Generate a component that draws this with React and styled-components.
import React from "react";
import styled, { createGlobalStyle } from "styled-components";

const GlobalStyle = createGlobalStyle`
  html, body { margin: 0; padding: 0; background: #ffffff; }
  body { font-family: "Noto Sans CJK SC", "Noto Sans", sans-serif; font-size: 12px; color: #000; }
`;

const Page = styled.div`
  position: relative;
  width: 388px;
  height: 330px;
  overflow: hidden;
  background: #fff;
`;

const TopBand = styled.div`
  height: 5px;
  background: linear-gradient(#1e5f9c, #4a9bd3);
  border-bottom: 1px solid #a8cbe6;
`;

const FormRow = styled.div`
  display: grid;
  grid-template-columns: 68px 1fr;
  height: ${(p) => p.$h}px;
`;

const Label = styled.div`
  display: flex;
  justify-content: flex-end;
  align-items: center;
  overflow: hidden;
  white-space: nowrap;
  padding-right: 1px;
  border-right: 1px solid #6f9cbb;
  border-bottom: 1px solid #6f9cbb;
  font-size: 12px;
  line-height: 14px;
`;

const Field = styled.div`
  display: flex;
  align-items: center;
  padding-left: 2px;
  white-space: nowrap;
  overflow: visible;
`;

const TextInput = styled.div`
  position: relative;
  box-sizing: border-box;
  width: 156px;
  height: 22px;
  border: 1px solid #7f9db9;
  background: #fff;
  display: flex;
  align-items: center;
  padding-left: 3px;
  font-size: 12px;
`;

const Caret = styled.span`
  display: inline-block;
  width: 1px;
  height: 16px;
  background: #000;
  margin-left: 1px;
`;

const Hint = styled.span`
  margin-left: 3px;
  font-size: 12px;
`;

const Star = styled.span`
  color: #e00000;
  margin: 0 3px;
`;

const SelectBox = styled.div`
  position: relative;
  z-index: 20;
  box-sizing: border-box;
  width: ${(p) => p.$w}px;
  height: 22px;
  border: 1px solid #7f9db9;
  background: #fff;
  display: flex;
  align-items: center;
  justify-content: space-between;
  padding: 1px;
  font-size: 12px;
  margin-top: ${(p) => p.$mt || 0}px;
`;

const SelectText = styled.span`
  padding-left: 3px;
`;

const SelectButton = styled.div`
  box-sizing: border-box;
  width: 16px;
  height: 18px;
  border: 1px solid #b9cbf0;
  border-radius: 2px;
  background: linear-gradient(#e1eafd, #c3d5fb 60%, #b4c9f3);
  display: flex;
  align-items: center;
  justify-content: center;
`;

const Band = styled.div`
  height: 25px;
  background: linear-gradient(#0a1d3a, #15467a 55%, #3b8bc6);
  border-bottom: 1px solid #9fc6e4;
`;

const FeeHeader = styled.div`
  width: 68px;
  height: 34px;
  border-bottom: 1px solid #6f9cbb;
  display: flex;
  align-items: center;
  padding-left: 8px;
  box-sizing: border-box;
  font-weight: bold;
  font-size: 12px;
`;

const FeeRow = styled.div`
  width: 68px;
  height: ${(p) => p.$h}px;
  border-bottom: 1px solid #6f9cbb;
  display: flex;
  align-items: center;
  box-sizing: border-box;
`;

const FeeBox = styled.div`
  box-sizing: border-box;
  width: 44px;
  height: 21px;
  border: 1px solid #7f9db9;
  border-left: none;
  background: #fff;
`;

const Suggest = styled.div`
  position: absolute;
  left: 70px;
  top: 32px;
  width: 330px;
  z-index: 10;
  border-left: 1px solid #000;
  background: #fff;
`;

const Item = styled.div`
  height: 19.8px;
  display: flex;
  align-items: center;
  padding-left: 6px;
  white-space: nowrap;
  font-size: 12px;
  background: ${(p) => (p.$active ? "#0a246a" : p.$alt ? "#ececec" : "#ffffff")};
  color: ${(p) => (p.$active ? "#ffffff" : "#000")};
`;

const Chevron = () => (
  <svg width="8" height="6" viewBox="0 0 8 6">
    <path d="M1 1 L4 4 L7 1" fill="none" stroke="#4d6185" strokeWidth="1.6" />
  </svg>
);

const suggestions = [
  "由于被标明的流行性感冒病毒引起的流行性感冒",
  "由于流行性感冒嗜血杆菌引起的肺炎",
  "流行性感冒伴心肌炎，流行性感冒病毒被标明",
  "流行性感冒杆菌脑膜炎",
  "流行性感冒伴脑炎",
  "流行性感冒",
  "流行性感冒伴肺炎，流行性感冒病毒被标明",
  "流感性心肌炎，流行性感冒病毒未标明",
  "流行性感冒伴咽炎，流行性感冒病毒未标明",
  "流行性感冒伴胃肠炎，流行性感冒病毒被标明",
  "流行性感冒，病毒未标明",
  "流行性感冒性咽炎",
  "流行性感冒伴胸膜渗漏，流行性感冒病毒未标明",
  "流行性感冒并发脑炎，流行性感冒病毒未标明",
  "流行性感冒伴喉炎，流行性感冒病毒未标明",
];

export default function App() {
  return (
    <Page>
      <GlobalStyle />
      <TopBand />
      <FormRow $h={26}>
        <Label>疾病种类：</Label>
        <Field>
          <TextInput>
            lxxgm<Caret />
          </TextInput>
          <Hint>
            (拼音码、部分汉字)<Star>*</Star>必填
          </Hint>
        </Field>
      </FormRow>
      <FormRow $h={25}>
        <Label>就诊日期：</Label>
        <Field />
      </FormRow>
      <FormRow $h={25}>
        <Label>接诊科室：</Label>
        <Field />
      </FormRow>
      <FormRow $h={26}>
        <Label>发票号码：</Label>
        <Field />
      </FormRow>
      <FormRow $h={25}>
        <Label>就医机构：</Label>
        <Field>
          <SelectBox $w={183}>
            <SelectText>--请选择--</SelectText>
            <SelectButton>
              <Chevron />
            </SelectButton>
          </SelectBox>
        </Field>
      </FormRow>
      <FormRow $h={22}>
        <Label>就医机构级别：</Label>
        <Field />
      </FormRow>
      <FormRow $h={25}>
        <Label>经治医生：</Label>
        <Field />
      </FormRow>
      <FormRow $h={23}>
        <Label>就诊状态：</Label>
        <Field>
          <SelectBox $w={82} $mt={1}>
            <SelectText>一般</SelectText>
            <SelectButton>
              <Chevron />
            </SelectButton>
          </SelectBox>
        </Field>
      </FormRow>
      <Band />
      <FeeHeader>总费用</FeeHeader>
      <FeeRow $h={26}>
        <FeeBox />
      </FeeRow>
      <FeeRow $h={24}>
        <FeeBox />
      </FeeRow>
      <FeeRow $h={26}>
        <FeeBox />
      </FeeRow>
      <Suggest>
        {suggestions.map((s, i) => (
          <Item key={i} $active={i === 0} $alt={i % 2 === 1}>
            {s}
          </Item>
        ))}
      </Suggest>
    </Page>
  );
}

Written exercise: Extract all lines as given.

Right answer:
Generate a component that draws this with React and styled-components.
import React from "react";
import styled, { createGlobalStyle } from "styled-components";

const GlobalStyle = createGlobalStyle`
  html, body { margin: 0; padding: 0; background: #ffffff; }
  body { font-family: "Noto Sans CJK SC", "Noto Sans", sans-serif; font-size: 12px; color: #000; }
`;

const Page = styled.div`
  position: relative;
  width: 388px;
  height: 330px;
  overflow: hidden;
  background: #fff;
`;

const TopBand = styled.div`
  height: 5px;
  background: linear-gradient(#1e5f9c, #4a9bd3);
  border-bottom: 1px solid #a8cbe6;
`;

const FormRow = styled.div`
  display: grid;
  grid-template-columns: 68px 1fr;
  height: ${(p) => p.$h}px;
`;

const Label = styled.div`
  display: flex;
  justify-content: flex-end;
  align-items: center;
  overflow: hidden;
  white-space: nowrap;
  padding-right: 1px;
  border-right: 1px solid #6f9cbb;
  border-bottom: 1px solid #6f9cbb;
  font-size: 12px;
  line-height: 14px;
`;

const Field = styled.div`
  display: flex;
  align-items: center;
  padding-left: 2px;
  white-space: nowrap;
  overflow: visible;
`;

const TextInput = styled.div`
  position: relative;
  box-sizing: border-box;
  width: 156px;
  height: 22px;
  border: 1px solid #7f9db9;
  background: #fff;
  display: flex;
  align-items: center;
  padding-left: 3px;
  font-size: 12px;
`;

const Caret = styled.span`
  display: inline-block;
  width: 1px;
  height: 16px;
  background: #000;
  margin-left: 1px;
`;

const Hint = styled.span`
  margin-left: 3px;
  font-size: 12px;
`;

const Star = styled.span`
  color: #e00000;
  margin: 0 3px;
`;

const SelectBox = styled.div`
  position: relative;
  z-index: 20;
  box-sizing: border-box;
  width: ${(p) => p.$w}px;
  height: 22px;
  border: 1px solid #7f9db9;
  background: #fff;
  display: flex;
  align-items: center;
  justify-content: space-between;
  padding: 1px;
  font-size: 12px;
  margin-top: ${(p) => p.$mt || 0}px;
`;

const SelectText = styled.span`
  padding-left: 3px;
`;

const SelectButton = styled.div`
  box-sizing: border-box;
  width: 16px;
  height: 18px;
  border: 1px solid #b9cbf0;
  border-radius: 2px;
  background: linear-gradient(#e1eafd, #c3d5fb 60%, #b4c9f3);
  display: flex;
  align-items: center;
  justify-content: center;
`;

const Band = styled.div`
  height: 25px;
  background: linear-gradient(#0a1d3a, #15467a 55%, #3b8bc6);
  border-bottom: 1px solid #9fc6e4;
`;

const FeeHeader = styled.div`
  width: 68px;
  height: 34px;
  border-bottom: 1px solid #6f9cbb;
  display: flex;
  align-items: center;
  padding-left: 8px;
  box-sizing: border-box;
  font-weight: bold;
  font-size: 12px;
`;

const FeeRow = styled.div`
  width: 68px;
  height: ${(p) => p.$h}px;
  border-bottom: 1px solid #6f9cbb;
  display: flex;
  align-items: center;
  box-sizing: border-box;
`;

const FeeBox = styled.div`
  box-sizing: border-box;
  width: 44px;
  height: 21px;
  border: 1px solid #7f9db9;
  border-left: none;
  background: #fff;
`;

const Suggest = styled.div`
  position: absolute;
  left: 70px;
  top: 32px;
  width: 330px;
  z-index: 10;
  border-left: 1px solid #000;
  background: #fff;
`;

const Item = styled.div`
  height: 19.8px;
  display: flex;
  align-items: center;
  padding-left: 6px;
  white-space: nowrap;
  font-size: 12px;
  background: ${(p) => (p.$active ? "#0a246a" : p.$alt ? "#ececec" : "#ffffff")};
  color: ${(p) => (p.$active ? "#ffffff" : "#000")};
`;

const Chevron = () => (
  <svg width="8" height="6" viewBox="0 0 8 6">
    <path d="M1 1 L4 4 L7 1" fill="none" stroke="#4d6185" strokeWidth="1.6" />
  </svg>
);

const suggestions = [
  "由于被标明的流行性感冒病毒引起的流行性感冒",
  "由于流行性感冒嗜血杆菌引起的肺炎",
  "流行性感冒伴心肌炎，流行性感冒病毒被标明",
  "流行性感冒杆菌脑膜炎",
  "流行性感冒伴脑炎",
  "流行性感冒",
  "流行性感冒伴肺炎，流行性感冒病毒被标明",
  "流感性心肌炎，流行性感冒病毒未标明",
  "流行性感冒伴咽炎，流行性感冒病毒未标明",
  "流行性感冒伴胃肠炎，流行性感冒病毒被标明",
  "流行性感冒，病毒未标明",
  "流行性感冒性咽炎",
  "流行性感冒伴胸膜渗漏，流行性感冒病毒未标明",
  "流行性感冒并发脑炎，流行性感冒病毒未标明",
  "流行性感冒伴喉炎，流行性感冒病毒未标明",
];

export default function App() {
  return (
    <Page>
      <GlobalStyle />
      <TopBand />
      <FormRow $h={26}>
        <Label>疾病种类：</Label>
        <Field>
          <TextInput>
            lxxgm<Caret />
          </TextInput>
          <Hint>
            (拼音码、部分汉字)<Star>*</Star>必填
          </Hint>
        </Field>
      </FormRow>
      <FormRow $h={25}>
        <Label>就诊日期：</Label>
        <Field />
      </FormRow>
      <FormRow $h={25}>
        <Label>接诊科室：</Label>
        <Field />
      </FormRow>
      <FormRow $h={26}>
        <Label>发票号码：</Label>
        <Field />
      </FormRow>
      <FormRow $h={25}>
        <Label>就医机构：</Label>
        <Field>
          <SelectBox $w={183}>
            <SelectText>--请选择--</SelectText>
            <SelectButton>
              <Chevron />
            </SelectButton>
          </SelectBox>
        </Field>
      </FormRow>
      <FormRow $h={22}>
        <Label>就医机构级别：</Label>
        <Field />
      </FormRow>
      <FormRow $h={25}>
        <Label>经治医生：</Label>
        <Field />
      </FormRow>
      <FormRow $h={23}>
        <Label>就诊状态：</Label>
        <Field>
          <SelectBox $w={82} $mt={1}>
            <SelectText>一般</SelectText>
            <SelectButton>
              <Chevron />
            </SelectButton>
          </SelectBox>
        </Field>
      </FormRow>
      <Band />
      <FeeHeader>总费用</FeeHeader>
      <FeeRow $h={26}>
        <FeeBox />
      </FeeRow>
      <FeeRow $h={24}>
        <FeeBox />
      </FeeRow>
      <FeeRow $h={26}>
        <FeeBox />
      </FeeRow>
      <Suggest>
        {suggestions.map((s, i) => (
          <Item key={i} $active={i === 0} $alt={i % 2 === 1}>
            {s}
          </Item>
        ))}
      </Suggest>
    </Page>
  );
}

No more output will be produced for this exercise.